Wednesday

Milos Forman:"One Flew Over the Cuckoo's Nest" (1975)

Milos Forman had proven his talent for astute social comedy in such earlier Czech films as Loves of a Blonde (1965) and The Firemen's Ball (1967), and his adept treatment of Cuckoo's Nest's metaphorically loaded conflict fulfilled the promise of an immigrant observer of American culture indicated in his first U.S. feature, Taking Off (1971). Shot on location at the Oregon State Hospital, and visually imprisoning the characters in tightly framed compositions, Haskell Wexler's and Bill Butler's cinematography underlines the psychological as well as physical confinement dogging the patients. The restrained, soft-spoken control of Louise Fletcher as Nurse Ratched contrasts with the thoughtful vigor of Jack Nicholson's McMurphy, further emphasizing both the need to revolt and the difficulty in doing so posed by such consistent, quiet, internalized power.
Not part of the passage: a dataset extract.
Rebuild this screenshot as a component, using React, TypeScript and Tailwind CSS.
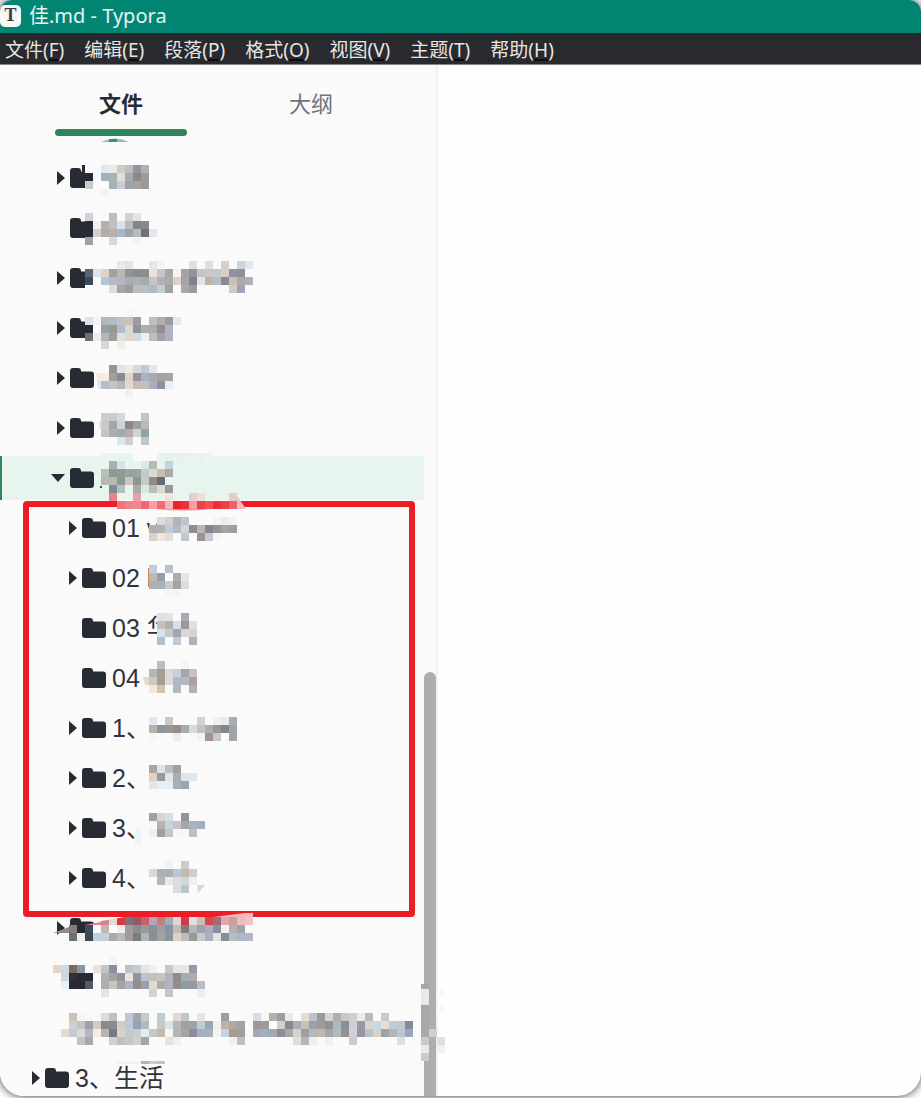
import type { ReactNode } from 'react';

const CELL = 8;
const PAPER = 'fafafa';

// One line per row of cells, colours in hex. '.' leaves a cell open, '-' paints it in the sidebar colour.
interface MosaicData {
    x: number;
    y: number;
    lines: string[];
}

type Arrow = 'closed' | 'open' | 'none';

interface TreeItem {
    id: number;
    arrow: Arrow;
    folder?: boolean;
    label?: string;
    selected?: boolean;
    mosaic?: MosaicData;
    extra?: ReactNode;
}

const menus = [
    { label: '文件', key: 'F' },
    { label: '编辑', key: 'E' },
    { label: '段落', key: 'P' },
    { label: '格式', key: 'O' },
    { label: '视图', key: 'V' },
    { label: '主题', key: 'T' },
    { label: '帮助', key: 'H' },
];

const topItems: TreeItem[] = [
    {
        id: 1,
        arrow: 'closed',
        mosaic: {
            x: 85,
            y: 1,
            lines: [
                '. . f7f7f7',
                '- - dfe9ed efe9e2 cfcbc9 bebec2 8f969e aeb0ba',
                '272b33 - 9fb2c3 a8b2ae deddd7 a9a9a9 8e8882 999a9d',
                'c9cacc - fdfdfd a7b1ad cacdd7 9da2ad a9a19d 9a9a9c',
                '. . f2f4f6',
            ],
        },
        extra: <path d="M82 9h3v8h-3z" fill="#272b33" />,
    },
    {
        id: 2,
        arrow: 'none',
        mosaic: {
            x: 85,
            y: 7,
            lines: [
                'd0d1d6 - . c5b9b3 . d3d0d0 dfe5e7',
                '272b33 f2efed b9afa8 bcc2c1 d8e3ec bdb9ba 858589 8a898c',
                '272b33 d5cfcd b0aeb0 b9afa7 a7b5c6 9ba4b1 b7babb 727177 e1e8ed',
                'a0a1a4 . . d2d9df . . f4f4f4',
            ],
        },
    },
    {
        id: 3,
        arrow: 'closed',
        mosaic: {
            x: 85,
            y: 5,
            lines: [
                '- . . . e9e9ea e2e5e8 . . e1e7ed f4f4f4 . . . dedfe1 . dedede . d7cfca . d0d3d8 e0e7ee',
                '596571 dbe4ee e0d2c5 a4a19b b5b7b8 919597 868e96 8c8f90 ede1d4 c4c6c6 a6a8a7 f6f3ef a3a2a7 95929f c5c5c7 c8cac9 c8caca d9cfc8 8f92a0 8d919d',
                '384b60 - b5c5d5 b6b8c6 b4b5c1 a6adb7 aeb1ab a8abac c0c6cc b8adb0 a9aca9 dfd2c5 a5a3a7 84818a e4e4e5 bdb5ac b2bec8 8f8992 c9bfb9 a9a9a8 b1b1b8',
                '- - . d9dee6 a3a5a6 9b9c9b b9bdc3 b4bfc6 b1b8c3 c0cfd4 a1a19e . a8a8b1 9b9aa1 . . . f7f8f8 d3cac3 9ba6b6',
            ],
        },
    },
    {
        id: 4,
        arrow: 'closed',
        mosaic: {
            x: 85,
            y: 3,
            lines: [
                '. . . . . f7f6f5',
                'dee0e6 f6f3f0 b4b7b7 b2bbc7 c3c1c2 cdc1b9 9d9ca6 . b8c1bd b6adaa 9b9ba2 e2ebf4',
                '. - 959fa7 979990 b4bccb d9d8d6 8e9498 abadae aaabad 8f8e95 aeb4c2',
                '6f7074 e6eff6 b4b6b4 a09c98 e0e0df dfd6d1 cfdce8 e8f0f4 bfbcbf a1a1ad adb2c1',
                '. . d6d8d6 . eeede9',
            ],
        },
    },
    {
        id: 5,
        arrow: 'closed',
        mosaic: {
            x: 101,
            y: 9,
            lines: [
                '. 939398 e1e2e1 ecebe9 d9d8d4 c2c9d6 dfe7ec',
                'f4ecdf a29f98 8b8a92 e1d3c5 96939d a9b2bf b2a8a9 a2a2a5 a3a7a7',
                'b9bec6 c4c5c7 b7b6b9 e5d8c8 c6beb6 c4c0bb a5b0be 93929c e5f0f6',
                '. . . f0f1f3',
            ],
        },
        extra: (
            <>
                <path d="M96 17h5v8h-4z" fill="#f2e8e8" />
                <path d="M97 25h4v8h-3z" fill="#dde8f2" />
            </>
        ),
    },
    {
        id: 6,
        arrow: 'closed',
        mosaic: {
            x: 101,
            y: 7,
            lines: [
                'cccdcc cacbca d3d9dd . . c4c5c7',
                'c7c9cb a4a4a9 cbd4de 8a888d 9aa3a0 b6b9bd',
                'c4c5c5 b2acb6 a2adab b9aba8 d4d2d0 93a3ac',
                '. . dfe6e9 d2cdd0 . c2c4c6',
            ],
        },
        extra: <path d="M99 15h2v8h-2z" fill="#dde8f2" />,
    },
    {
        id: 7,
        arrow: 'open',
        selected: true,
        mosaic: {
            x: 101,
            y: -3,
            lines: [
                'e8f4ee e8f4ee e8f4ee e8f4ee - - - e8f2ec e8f2ec e8f2ec e8f2ec ebf3ef e8f2ec edf4f0',
                '. a4b2b8 d8e4e4 . . dce8e2 b5bab5 . bdd4dc',
                'b8bfb6 8c9896 929a96 98a29e 9da3a2 c1cbc5 d9dbcd c8bcb0 a9aaa7',
                'b7b9b0 b8b9b0 8f9697 c9c8bb 8e9690 c1ccc8 918c80 65697a',
                '. 828a93 b4c0bb . a4adac dde5e0 b8beb5 d8dbd0 929b97',
                '. ee8288 . . f0a0a4 . . . f0e2dd . . e5d0cd e8e0da . . . e3cdca',
                '. . ec747a f08489 f0888c ed6b70 f3a0a4 f06a70 f5b5b8 ee2028 f03038 f4a0a4 ee4048 f05058 ee3038 ee4048 ef6068',
            ],
        },
        extra: (
            <>
                <path d="M237 40l9 13h-9z" fill="#f8bcc0" />
                <path d="M155 53h56q-24 3-56 0z" fill="#f29096" />
                <path d="M100 30h2v2h-2z" fill="#44505c" />
            </>
        ),
    },
];

const boxedItems: TreeItem[] = [
    {
        id: 8,
        arrow: 'closed',
        label: '01 v',
        mosaic: {
            x: 149,
            y: 11,
            lines: [
                '. dcdcdc d0d0d0 b3b3b9 bfc4ce . . . f5f5f5 efecec f3f3f3',
                'acaeba b5b0b0 bccbdf b4b9c2 cdd8dc 958b8a b9b6b6 858690 929499 ada1a2 9f9fa1',
                'ddd0c8 f0e6e1 e8dcd8 . c2c8d2 . 989494 c7cace f6f6f6',
            ],
        },
    },
    {
        id: 9,
        arrow: 'closed',
        label: '02 l',
        mosaic: {
            x: 149,
            y: 9,
            lines: [
                'c1cddc . b8c0cf',
                'c0b9b3 9a9ca6 fdfdfd b0acaa e6e6e6',
                'a8b0b8 a7b3b9 cccbcb a4a2a5 dcdcdc',
                '. . f7f7f7 f8f8f8',
            ],
        },
    },
    {
        id: 10,
        arrow: 'none',
        label: '03 华',
        mosaic: {
            x: 157,
            y: 7,
            lines: [
                'e0e2e1 dfe4e8 - a5abb2 -',
                'c4c0b8 b2b1ad d3e0ea 9e9898 dfe1e1',
                'd3e2ee c8c8c9 a2a6b1 d6d7d6 dcd1c8',
                'b2bece - c0cbd6 - b2b0b7',
            ],
        },
        extra: <path d="M165-16h16v7h-16z" fill="#f5f5f5" />,
    },
    {
        id: 11,
        arrow: 'none',
        label: '04',
        mosaic: {
            x: 149,
            y: 5,
            lines: [
                '. b6bfc1 . . f1f7f6',
                'b2b8b8 a89d93 dadada c9d0dd a5a5ad cdc0bc',
                'd0c6ba a89d93 dadada b1b7c4 b4b9c6 a4a3a5',
                'f4e7da d1c3b4 . b0b9be . b9aea9',
            ],
        },
        extra: <path d="M143 21h6v8h-4z" fill="#e7dace" />,
    },
    {
        id: 12,
        arrow: 'closed',
        label: '1、',
        mosaic: {
            x: 149,
            y: 11,
            lines: [
                'e4e7ef . c7c9cb . . . d8d2cf . f1f0f0 e9eced aaaeb2',
                'b9b0ac 8f939c 9c948e 958d8a a8adaf d6dadc c2c2bf a9adb5 9b9492 808691 a2a3a7',
                'f6f6f6 . . e9ecf1 . . f2f2f2 a3958d c8c7cb . 9fa6ad',
            ],
        },
    },
    {
        id: 13,
        arrow: 'closed',
        label: '2、',
        mosaic: {
            x: 149,
            y: 9,
            lines: [
                'a7a7a5 dfe2ea bbbec1 a0a09f',
                'e2d0c0 99999d e2e3e4 a5afba e5e3e4 dde8f0',
                'e4e5e6 e7eff5 e7eff5 a5afba 9da3ad f7f8f8',
                '. f7f8f8',
            ],
        },
    },
    {
        id: 14,
        arrow: 'closed',
        label: '3、',
        mosaic: {
            x: 149,
            y: 7,
            lines: [
                'a2a1a0 d6d4d5 d5dde5 . 949298',
                'f9f8f6 b6b1b0 c6d3d8 c6c3cb a1a8ab a6b3c1 a4afbe',
                'f3efec a09ea3 c7c6c7 f9f7f2 f8f7f3 c2c0bd',
            ],
        },
        extra: <path d="M135 23h6v16h-6z" fill="#eef3f6" />,
    },
    {
        id: 15,
        arrow: 'closed',
        label: '4、',
        mosaic: {
            x: 149,
            y: 5,
            lines: [
                '. . eff3f6 . cccccc',
                'dfd7d4 b0adb3 acafb8 b8c7db c5b8b1 cfcdce',
                '. b1b8c1 e9e9e9 dcdcdb d3d7d9 f4efeb',
                '. . . dcdcdc b8c6ce',
            ],
        },
        extra: <path d="M197 29h8l-7 8z" fill="#d3d7e1" />,
    },
];

const bottomItems: TreeItem[] = [
    {
        id: 16,
        arrow: 'closed',
        mosaic: {
            x: 69,
            y: 11,
            lines: [
                '. . . . d98288 dedcd8 e5343c 757482 935a66 c95f68 b1a6b8 c07e7e 9aaebb e4d5d5 d23a44 dfe0e4 c8bfb3 d9454f a46b72 e0a8ac c8a09c eebbbd f5c2c5',
                '8b7976 252a33 3c4c60 - c2b5b8 fdfdfd eeebe8 a29c98 8f8d8c 979a9a 868f9a 9b9da3 8892a0 c2bdb3 817d7a b3b6bd a0a0ae aaaeb9 8a8fa0 f0f1ec b3b1b7 a2a3a9 -',
                '6d6f75 ececed 42474f bfd0de c7d0d8 a8abae b6b9bd a29c98 7b7c7c b0b2b4 878f98 a0a39e 8b95a2 dcd2ca c0bcc0 969a98 c9c9c9 a7b1c1 e6e2dc 7f9298 b5bdc4 aab8cc b3b7c0',
            ],
        },
        extra: (
            <>
                <path d="M53 27l16-6v6z" fill="#8c8c98" />
                <path d="M85 19l16-3v3z" fill="#f08088" />
                <path d="M101 11h24l-24 4z" fill="#fafafa" />
                <path d="M213 11l32-4h8v4z" fill="#f7b8bb" />
            </>
        ),
    },
    {
        id: 17,
        arrow: 'none',
        folder: false,
        mosaic: {
            x: 53,
            y: 1,
            lines: [
                '. . . . . . . f6f5f2',
                'e3d5ce d2d9e4 7a6a63 8994a4 . e9e1db c3c3c8 8a909f . c0c1c4 c3ccd3 e4e5e1 ecf1f5 . c6c7c8 e6e6e6 e6e6e6 9a99a5',
                'fafaf3 cbd8e3 372d33 272b33 272b33 . acb2ae a1a5a2 8d949b ebe2dc 8d969c bdc2cd c9beb6 c4c5c5 b1b3bd 8b8c8e a9abb3 b1a7b0',
                '. e8f0f5 272b33 272b33 515966 . adb1ab c8c4bf a5a3a7 aab4c4 948d8b 9c9eaa dfdbcf adaea8 b1b3bd 958d8c 8e9aa7 99989f b6bccb',
                '. . . . . . e3e3ea . . . . . d3d3d3 . c5c6c9 . . . e8ecf3',
            ],
        },
    },
    {
        id: 18,
        arrow: 'none',
        folder: false,
        mosaic: {
            x: 61,
            y: 7,
            lines: [
                'fbfbf2 cfc1ba f3f4f6 f5f7f8 . dddcda c7bfbd . bdc7d6 a8a5aa c3cbce . bfccd4 . dfd8d6 c0c5ce . eae6e4 . . 989ca8 . . . d5dee5 f7f6f2 afb2b4 a69c96 e8ebee . e7ddd7 bcc3ce 999a9c d5d5d4 adafab c8c6c9 d2ceca edecea b7bcc1 . c8cace',
                'fbfbf2 ced0d2 c1c3c5 a19fa8 d6cbc0 8a8b89 848e94 d5cdc4 bdc9db 93a4b9 b4bab8 . c5c9ca dfe2e3 b8b5b6 9fa29d 9aa5b1 bccbd5 9ba6b5 f3f0ec bdb2aa b0a8a5 a3a3a6 . 9a9a9e 9a9e95 fdfdfb d4cfcd 858c8d adaeb1 c9c0ba 9aa0ad a09b99 939198 b0b7ba 8a8f97 cccfda 969aa5 d7d7d0 c9d8e8 e4ded4 bacddb c8c7cd 8289a0',
                'e6dbd1 c5cad4 dadad8 b3b8bf f2eeeb b9b5b2 77797e d5d3d0 c7c8ca cccdcf e1edf1 c3c8cf c6b9a8 f7f7f7 b5b5b8 a7a4a8 8d8c9a a4afc4 a8b0bd f5f4f0 c9d3e0 a99a8f a09f9f . a5a8b0 9fb0c2 a4a9b6 8b8f91 a6a8a5 d5d3cc 9c9f9f b1bbbc c2b6b0 a5a5ae b2b9bd 969093 d0d2d8 9a96a0 b8c3c9 d8d2c8 9ea1ae b3b6b2 b8c5d6 9da6b8',
                '. . c2c3c4 a5a7af . . d0cfcf c0c0c0 c4c6c6 d1d1d2 9faaa8 . . e2e2e2 ecf0f7 . . . . . . edf0f9 c0c0c4 . . . . . . dededa b7b7b1 efefea . f0f0f0 . . d0cbcb . . . . . dfdfe1',
            ],
        },
    },
];

const lastItem: TreeItem = {
    id: 19,
    arrow: 'closed',
    label: '3、生活',
    extra: (
        <>
            <path d="M117 5h24v3h-24z" fill="#f3f3f3" />
            <path d="M141 5h8v3h-8z" fill="#b4b4b4" />
            <path d="M149 5h8v3h-8z" fill="#cccccc" />
            <path d="M157 5h8v3h-8z" fill="#c3c3c6" />
        </>
    ),
};

const scrollMosaic: MosaicData = {
    x: 0,
    y: 5,
    lines: [
        'e9e9ea . f9f9f9',
        'e9e9ea . .',
        'a8a8a8 . f9f9f9',
        'a8a8a8 . .',
        'a8a8a8 . .',
        'a8a8a8 cfcfcf .',
        'cacaca . e0e0e0',
        'e9e9e9 . f0f0f0',
        'cbcbcb',
    ],
};

function Cells({ x, y, lines }: MosaicData) {
    return (
        <>
            {lines.map((line, row) =>
                line.split(' ').map((color, col) =>
                    color === '.' ? null : (
                        <rect
                            key={`${row}-${col}`}
                            x={x + col * CELL}
                            y={y + row * CELL}
                            width={CELL}
                            height={CELL}
                            fill={`#${color === '-' ? PAPER : color}`}
                        />
                    )
                )
            )}
        </>
    );
}

function ArrowIcon({ arrow }: { arrow: Arrow }) {
    return (
        <span className="flex w-2 shrink-0 justify-end">
            {arrow === 'closed' && (
                <svg className="h-4 w-2 shrink-0" viewBox="0 0 8 16" fill="#272b33">
                    <path d="M0 1v14l8-7z" />
                </svg>
            )}
            {arrow === 'open' && (
                <svg className="h-2 w-4 shrink-0" viewBox="0 0 16 8" fill="#272b33">
                    <path d="M2 0h14L9 8z" />
                </svg>
            )}
        </span>
    );
}

function FolderIcon() {
    return (
        <svg className="h-5 w-6 shrink-0" viewBox="0 0 24 20" fill="#272b33">
            <path d="M3 0h5a3 3 0 0 1 3 3v.5h10a3 3 0 0 1 3 3V17a3 3 0 0 1-3 3H3a3 3 0 0 1-3-3V3a3 3 0 0 1 3-3z" />
        </svg>
    );
}

function TreeRow({ item, indent }: { item: TreeItem; indent: string }) {
    return (
        <li className={`relative h-11 ${item.selected ? 'border-l-2 border-[#2f855a] bg-[#e8f4ee]' : 'border-l-2 border-transparent'}`}>
            <button type="button" className={`flex h-full w-full items-center text-left ${indent}`}>
                <ArrowIcon arrow={item.arrow} />
                <span className="flex items-center gap-1.5 pl-[5px]">
                    {item.folder !== false && <FolderIcon />}
                    {item.label && <span className="whitespace-pre pt-0.5">{item.label}</span>}
                </span>
            </button>
            <svg className="pointer-events-none absolute top-0 -left-0.5 z-10 h-11 w-full overflow-visible">
                {item.mosaic && <Cells {...item.mosaic} />}
                {item.extra}
            </svg>
        </li>
    );
}

function TitleBar() {
    return (
        <header className="flex h-[33px] shrink-0 items-center gap-2 bg-[#028673] pb-0.5 text-[20px] text-[#e4f3f0]">
            <span className="flex h-[22px] w-[21px] items-center justify-center rounded-[5px] bg-[#f7f7f7] font-['Liberation_Serif',serif] text-[18px] font-bold text-[#3c3c3c]">
                T
            </span>
            <h1>佳.md - Typora</h1>
        </header>
    );
}

function MenuBar() {
    return (
        <nav className="flex h-8 shrink-0 items-center gap-5 border-b border-[#85868a] bg-[#292a2d] px-[5px] pt-[3px] text-[19px] text-[#e6e6e6]">
            {menus.map(menu => (
                <button key={menu.key} type="button" className="whitespace-nowrap">
                    {menu.label}(
                    <span className="underline decoration-[#0c0c0d] decoration-2 underline-offset-2">{menu.key}</span>)
                </button>
            ))}
        </nav>
    );
}

export default function App() {
    return (
        <div className="h-screen overflow-hidden bg-white pb-0.5 font-['Noto_Sans','Noto_Sans_CJK_SC',sans-serif]">
            <div className="flex h-full flex-col overflow-hidden rounded-t-[12px] rounded-b-[24px] bg-[#fefefe] shadow-[0_0_10px_rgba(0,0,0,0.8)]">
                <TitleBar />
                <MenuBar />
                <div className="flex min-h-0 flex-1">
                    <aside className="flex w-[438px] shrink-0 flex-col border-r-2 border-[#f1f1f1] bg-[#fafafa]">
                        <div className="grid h-[71px] shrink-0 grid-cols-2 pr-[30px] pl-[26px] text-[22px] text-[#70747a]">
                            <button type="button" className="flex flex-col items-center justify-end font-bold text-[#272b33]">
                                <span className="pb-[9px]">文件</span>
                                <span className="h-[7px] w-[132px] rounded-full bg-[#2f855a]" />
                            </button>
                            <button type="button" className="flex items-end justify-center pb-4">
                                大纲
                            </button>
                        </div>
                        <div className="flex min-h-0 flex-1">
                            <div className="relative flex flex-1 flex-col gap-1.5 pt-5 font-['Liberation_Sans','Noto_Sans_CJK_SC',sans-serif] text-[25px] text-[#30353d]">
                                <svg className="absolute top-0.5 left-[101px] h-1 w-7" viewBox="0 0 28 4">
                                    <path d="M0 4Q14-3 28 4z" fill="#8fbda5" />
                                    <path d="M8 1h8v3H8z" fill="#3f8f67" />
                                </svg>
                                <ul className="flex flex-col gap-1.5">
                                    {topItems.map(item => (
                                        <TreeRow key={item.id} item={item} indent="pl-[55px]" />
                                    ))}
                                </ul>
                                <div className="relative">
                                    <div className="pointer-events-none absolute -top-[5px] right-[9px] -bottom-[17px] left-[23px] rounded-[4px] border-[6px] border-[#ee1c24]" />
                                    <ul className="flex flex-col gap-1.5">
                                        {boxedItems.map(item => (
                                            <TreeRow key={item.id} item={item} indent="pl-[67px]" />
                                        ))}
                                    </ul>
                                </div>
                                <ul className="flex flex-col gap-1.5">
                                    {bottomItems.map(item => (
                                        <TreeRow key={item.id} item={item} indent="pl-[55px]" />
                                    ))}
                                    <TreeRow item={lastItem} indent="pl-[30px]" />
                                </ul>
                            </div>
                            <div className="relative flex w-3 shrink-0 flex-col pt-[536px]">
                                <div className="flex-1 rounded-t-full bg-[#adadad]" />
                                <svg className="absolute top-[848px] -left-[3px] z-10 h-20 w-6">
                                    <path d="M0 0h8v5H0z" fill="#a8a8a8" />
                                    <Cells {...scrollMosaic} />
                                </svg>
                            </div>
                        </div>
                    </aside>
                    <main className="flex-1" />
                </div>
            </div>
        </div>
    );
}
For a culture battered by the chaotic rebellions of the late 1960s/early 1970s, and the serial failures of institutional authority culminating in Watergate and the fall of Saigon, Cuckoo's Nest's resigned yet hopeful portrayal of spirited non-conformity touched a nerve, turning it into one of the most popular films of 1975. The independently produced film became only the second film in history to sweep all five top Academy Awards, winning Best Picture for producers Saul Zaentz and 31-year-old Michael Douglas, Best Director, Best Actor, Best Actress, and Best Screenplay for Lawrence Hauben's and Bo Goldman's adaptation of the Kesey novel. Shrewdly combining roustabout fervor and humor with an acknowledgement of society's different limits, One Flew Over the Cuckoo's Nest effectively communicated the disillusionment of the waning counter-culture even as it optimistically asserted that one rebel could make a difference.